She Would Have Been 14: On Éloïse, Grief and the Great Waters of Annecy
Hello,
This week I have been in mourning, more so than I had anticipated after all this time, and yet it is fitting, given the topic of grief, which we will gather around next month in our second Coaching Short. After nearly 15 years of speaking relatively little about this immense experience, I realise that this part of my grief story does need to be shared and witnessed. It is the act of sharing and witnessing that will help me transition into the next chapter, knowing I am held by my family, friends and community as I bring her home.
It's currently half-term holidays, and I arrived in France on Sunday only to wake with a burning temperature and a deep chest infection. In Chinese Medicine it is believed the organ associated with grief is our lungs.
We are here to pack down our home, which we have been ridiculously blessed to have for the last fifteen years.
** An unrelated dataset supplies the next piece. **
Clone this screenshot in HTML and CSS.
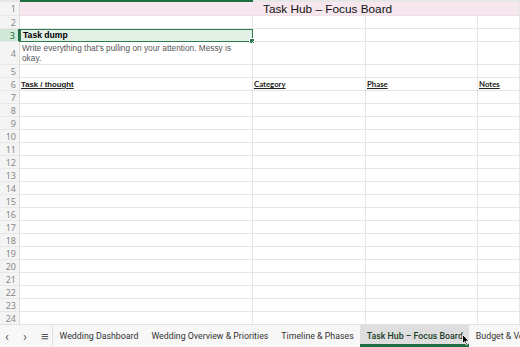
FILE: index.html
```html
<!DOCTYPE html>
<html lang="en">
<head>
    <meta charset="UTF-8">
    <title>Task Hub – Focus Board</title>
    <link rel="stylesheet" href="styles.css">
</head>
<body>
    <div class="sheet">
        <div class="colbar">
            <div class="cb-corner"></div>
            <div class="cb-a"></div>
            <div class="cb-rest"></div>
        </div>
        <div class="grid">
            <div class="rh r1">1</div>
            <div class="c title-cell">Task Hub – Focus Board</div>

            <div class="rh r2">2</div>
            <div class="c"></div><div class="c"></div><div class="c"></div><div class="c"></div>

            <div class="rh r3 rh-sel">3</div>
            <div class="c sel"><b>Task dump</b><span class="handle"></span></div>
            <div class="c"></div><div class="c"></div><div class="c"></div>

            <div class="rh r4">4</div>
            <div class="c note">Write everything that’s pulling on your attention. Messy is okay.</div>
            <div class="c"></div><div class="c"></div><div class="c"></div>

            <div class="rh r5">5</div>
            <div class="c"></div><div class="c"></div><div class="c"></div><div class="c"></div>

            <div class="rh r6">6</div>
            <div class="c hdr hdr-a">Task / thought</div>
            <div class="c hdr">Category</div>
            <div class="c hdr">Phase</div>
            <div class="c hdr">Notes</div>
        </div>
        <div class="grid body-rows" id="rows"></div>
    </div>
    <div class="tabbar">
        <div class="nav">
            <span class="arrow">&lsaquo;</span>
            <span class="arrow">&rsaquo;</span>
            <span class="menu">&#8801;</span>
        </div>
        <div class="tabs">
            <span class="tab">Wedding Dashboard</span>
            <span class="tab">Wedding Overview &amp; Priorities</span>
            <span class="tab">Timeline &amp; Phases</span>
            <span class="tab active">Task Hub – Focus Board</span>
            <span class="tab">Budget &amp; Vendors</span>
        </div>
        <svg class="cursor" width="8" height="12" viewBox="0 0 8 12">
            <path d="M0.5 0.5 L0.5 9.5 L2.6 7.6 L4.1 11 L5.4 10.4 L3.9 7.1 L6.8 7 Z" fill="#000" stroke="#fff" stroke-width="0.8"/>
        </svg>
    </div>
    <script>
        const rows = document.getElementById('rows');
        for (let i = 7; i <= 24; i++) {
            rows.innerHTML += `
                <div class="rh">${i}</div>
                <div class="c"></div><div class="c"></div><div class="c"></div><div class="c"></div>
            `;
        }
    </script>
</body>
</html>
```

FILE: styles.css
```css
body {
    margin: 0;
    width: 520px;
    height: 347px;
    overflow: hidden;
    background-color: #fff;
    font-family: "Liberation Sans", Arial, sans-serif;
}

.sheet {
    height: 324px;
    overflow: hidden;
}

.colbar {
    display: grid;
    grid-template-columns: 20px 233px 1fr;
    height: 2px;
}

.cb-corner, .cb-rest {
    background-color: #e6e6e6;
}

.cb-a {
    background-color: #1e6e42;
}

.grid {
    display: grid;
    grid-template-columns: 20px 233px 113px 112px 42px;
    grid-template-rows: 14px 13px 13px 23px 13px 13px;
}

.body-rows {
    grid-template-rows: none;
    grid-auto-rows: 13px;
}

.rh {
    background-color: #f4f4f4;
    color: #888;
    font-family: "Noto Sans", sans-serif;
    font-size: 9px;
    padding-right: 3px;
    display: flex;
    align-items: center;
    justify-content: flex-end;
    border-bottom: 1px solid #e8e8e8;
    border-right: 1px solid #dcdcdc;
    box-sizing: border-box;
}

.rh-sel {
    background-color: #cfe8d7;
    color: #1e6e42;
    border-right: 2px solid #1e6e42;
}

.c {
    border-right: 1px solid #e6e6e6;
    border-bottom: 1px solid #e6e6e6;
    box-sizing: border-box;
    font-size: 9px;
    padding: 0 2px;
    position: relative;
    white-space: nowrap;
}

.title-cell {
    grid-column: span 4;
    background-color: #f6e7ee;
    border-bottom: 1px solid #efdfe6;
    font-size: 11.8px;
    line-height: 14px;
    padding-left: 243px;
    color: #111;
}

.sel {
    background-color: #e2f0e6;
    border: 1px solid #2d7a4f;
    font-size: 8.6px;
    line-height: 11px;
    color: #000;
}

.handle {
    position: absolute;
    right: -3px;
    bottom: -3px;
    width: 4px;
    height: 4px;
    background-color: #2d7a4f;
    border: 1px solid #fff;
}

.note {
    white-space: normal;
    color: #555;
    font-size: 8.3px;
    line-height: 10px;
    padding-top: 1px;
}

.hdr {
    font-family: Lato, "Liberation Sans", sans-serif;
    font-weight: bold;
    text-decoration: underline;
    font-size: 7.8px;
    line-height: 13px;
    color: #222;
    padding-left: 1px;
}

.hdr-a {
    font-family: "Liberation Sans", Arial, sans-serif;
}

.tabbar {
    height: 23px;
    display: flex;
    align-items: stretch;
    background-color: #f7f7f7;
    border-top: 1px solid #e2e2e2;
    box-sizing: border-box;
    position: relative;
    overflow: hidden;
    font-family: Roboto, "Noto Sans", sans-serif;
}

.nav {
    width: 53px;
    display: flex;
    align-items: center;
    color: #555;
    border-right: 1px solid #e0e0e0;
    box-sizing: border-box;
    flex-shrink: 0;
    padding-left: 4px;
}

.arrow {
    font-size: 13px;
    width: 6px;
    text-align: center;
    margin-right: 12px;
}

.menu {
    font-size: 13px;
    margin-left: 1px;
}

.tabs {
    display: flex;
    white-space: nowrap;
}

.tab {
    font-size: 8.8px;
    color: #333;
    padding: 0 6.5px;
    display: flex;
    align-items: center;
}

.tab.active {
    background-color: #dedede;
    color: #1b3d28;
    font-weight: 500;
    border-bottom: 3px solid #1e6e42;
    padding-top: 3px;
}

.cursor {
    position: absolute;
    left: 462px;
    top: 9px;
}
```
It's in this house and in this beauteous region of France that my first-born daughter was born and died. Her name is Éloïse, and her ashes were offered to the alpine stream that flows right alongside the house into Lake Annecy - Lac d'Annecy.
Here, her cremated flesh and bones are at one with the crystalline clear turquoise waters of this freshwater lake. It has comforted me to know that she is forever part of this pristine water source, but I hadn't fully realised just how much this place and space had been keeping her alive for me.